さらにブリショの人名・地名語源説は中断されたり再開されたりするわけだが、次の箇所でようやくエルスチールの名が出てくる。

「『《ダル》のほうは』とブリショはなおもつづける、『《タル》の一形態で、つまり谷でして、ダルヌタル、ローゼンダルに認められるほか、ルーヴィエのそばにはベックダルまであります。ダルベックの地名の由来となった川は、なかなかきれいなものですよ。断崖(ファレーズ)から眺めますと(ドイツ語のフェルスで、ここからそう遠くない高台には美しいファレーズの町があります)、その川は教会の尖塔と隣り合っています、教会は実際にはずいぶん離れたところにあるのですが、川にその尖塔が映っているように見えるのです』。
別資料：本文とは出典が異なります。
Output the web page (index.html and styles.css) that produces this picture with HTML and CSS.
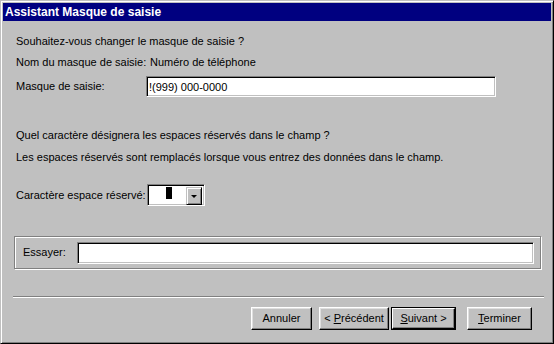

『きっとそれは』と私は言った、『エルスチールが大いに好んだ効果ですね。画家の家でそんな下書きを何枚も見ました』」(プルースト「失われた時を求めて9・第四篇・二・二・二・P.202~203」岩波文庫 二〇一五年)

エルスチールのモデルの一人とされている画家モネ。「川にその尖塔が映っているように見える」絵画は幾つかあるわけだが、例えば「ヴェトゥイユの教会」などは比較的プルーストの文章に近いかもしれない。もし人間が教会建築と水面に映る「その尖塔」との違いをあらかじめ知らず、建築物が水面に映る時の映り方をまるで知らなかったとしたら、両者のどちらが本物でどちらがそうでないか判別不可能に陥るほかない。だがモネは自分の目に見えるがままを描いた。そして当時はすでに建築物は水面ではこう映って見えるということが自明化していたため、またその限りで始めて、モネは印象派の代表者たり得たといえる。その意味で絵画もまた言語のように或る部分と別の部分とを接続したり切断したりを繰り返すことで、それまでは他の誰にも見えていなかったまったく新しい<事実>を人々の目の前で可視化する機能を担ったのである。

なお、昨日取り上げたジジェク。ジジェクの目に現時点の世界がどう見えているか。その構造は単純明快。

「今日わたしたちには三つの主たる立場(リベラル中道派ヘゲモニー、右派ポピュリズム、新左翼)があるのではなく、二つの対立項ーーー右派ポリュリズム対リベラル中道派体制ーーーがあり、そしてこの二つ(既存の資本主義の二つの面)がともに左派からの異議申し立てを受けているのである」(ジジェク「あえて左翼と名乗ろう・2・P.36」青土社 二〇二二年)

ドゥルーズ=ガタリのように無限の横断性を獲得したリゾーム世界と見ることもできるし実際そうだ。とともにジジェクは、ヘーゲル的二元論を参照しつつ「この二つ(既存の資本主義の二つの面)がともに左派からの異議申し立てを受けている」と述べる。この、もはや限りなく打ち続き反復されるほかなくなってきた「左派からの異議申し立て」。そのグローバル規模のうねりのことを差してジジェクは新時代の<左翼>を定義していると思われる。